1 亡父が、自筆証書遺言作成後、同遺産を構成する各不動産を売却するため、不動産業者との間で専任媒介契約を繰り返し締結し、同各不動産を売却する意思を示す等しており、民法1023条2項により上記遺言は撤回されているから、原告は相続により同各不動産を取得しているなどとして、亡父の遺言執行者に選任された被告に対し、所有権に基づき、原告が同各不動産を所有することの確認を求めた事案である。

2 Xが上記不動産のほかに、亡父の遺産として2000万円をこえる財産を相続していること、亡父と受贈者である前記親族らとの交流関係、亡父が結局同不動産を売却していないことなどの事情を指摘した上、上記専任媒介契約等が本件遺言と両立せしめない趣旨のもとにされたことが明らかであるといえず、民法1023条2項の「抵触」に当たらない以上、本件遺言が撤回されたとは認められない、とした。

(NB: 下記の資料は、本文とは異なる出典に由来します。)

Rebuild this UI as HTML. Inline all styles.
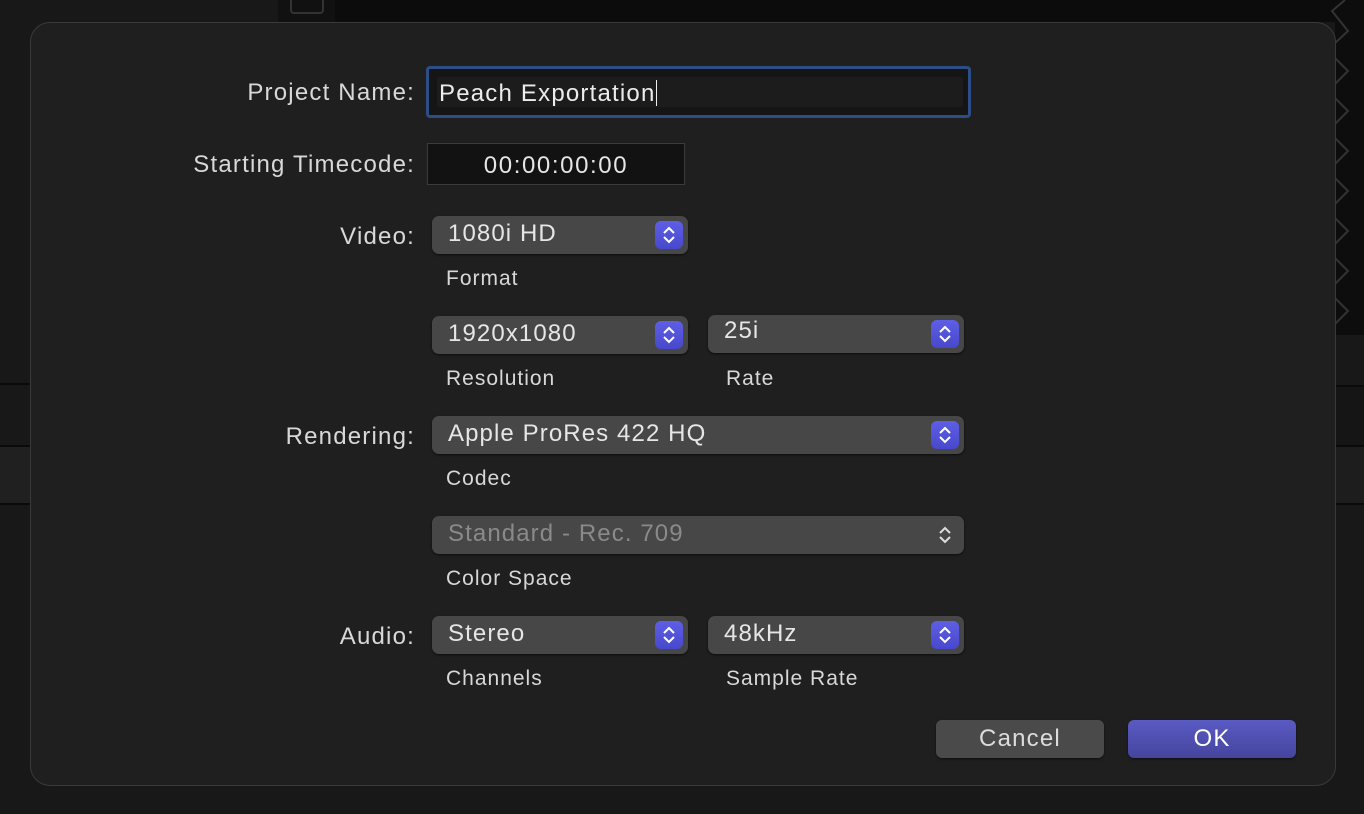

3 最高裁が、「同条2項・・の法意は、遺言者がした生前処分に表示された遺言者の最終意思を重んずるにあることはいうまでもないが、他面において、遺言の取消は、相続人、受遺者、遺言執行者などの法律上の地位に重大な影響を及ぼす者であることにかんがみれば、遺言と生前処分が抵触するかどうかは、慎重に決せられるべきで、単に生前処分によって遺言者の意思が表示されただけでは足りず、生前処分によって確定的に法律効果が生じていることを要する旨判示した(最三小判昭和43年1月24日判タ230号175頁)。

民法916条にいう「その者の相続人が自己のために相続の開始があったことを知った時」の意義(最二小判令和元年8月9日判タ1474号5頁)

1 民法916条にいう「その者の相続人が自己のために相続の開始があったことを知った時」とは、相続の承認または放棄をしないで死亡した者の相続人が、当該死亡した者からの相続により、当該死亡した者が承認又は放棄をしなかった相続における相続人としての地位を、自己が承継した事実を知った時をいう。

 民法915条1項本文の規定する熟慮期間は、相続人が承認・放棄の判断をするに当たり、相続財産の状態、積極・消極財産の調査をして熟慮するための期間として定められたものである。同項本文にいう「自己のために相続の開始があったことを知った時」の意義については、相続開始の原因たる事実の発生を知っただけでは足りず、それによって自己が相続人となったことを覚知した時をいうものと解されている(最判昭和59年4月27日)。

2 乙が甲からの相続の承認・放棄をしないで熟慮期間内に死亡した場合には、その者の相続人(丙)は、最初の相続(第1次相続)につき相続の承認・放棄の選択をする地位も含めて、死亡した第一次相続の相続人(乙)を相続することとなる(再転相続)

3 再転相続において、丙は、第1次相続及び第2次相続のそれぞれについて承認・放棄の選択権を行使することができるところ、最判昭和63年6月21日は、「丙の再転相続人たる地位そのものに基づき、甲の相続と乙の相続のそれぞれにつき承認又は放棄の選択に関して、各別に熟慮し、かつ、承認又は放棄をする機会を保障する趣旨をも有するものと解すべきである。」と説示する。

4 ➀丙が自分のために第2次相続(乙からの相続)の開始があったことを知った時をいうのか(以下、このような解釈を「第2次相続基準説」という。)、②丙が乙のために第一次相続(甲からの相続)の開始があったことを知った時をいうのか(以下、このような解釈を「第1次相続基準説」という。)が問題となる。

5 第2次相続が開始したからといって、第2次相続人である丙(甲との関係は乙よりも薄いのが通常であろう。)に対し、その認識していない第一次相続に係る相続財産の調査義務を負わせる(熟慮期間が開始する)とするのは、丙に対して過度の負担を負わせるものであるように思われる。

6 本判決は、再転相続に関する同所の解釈につき、学説上の通説である第2次相続基準説を採用せず、第1次相続基準説によるべき旨を法理として明らかにしたものである。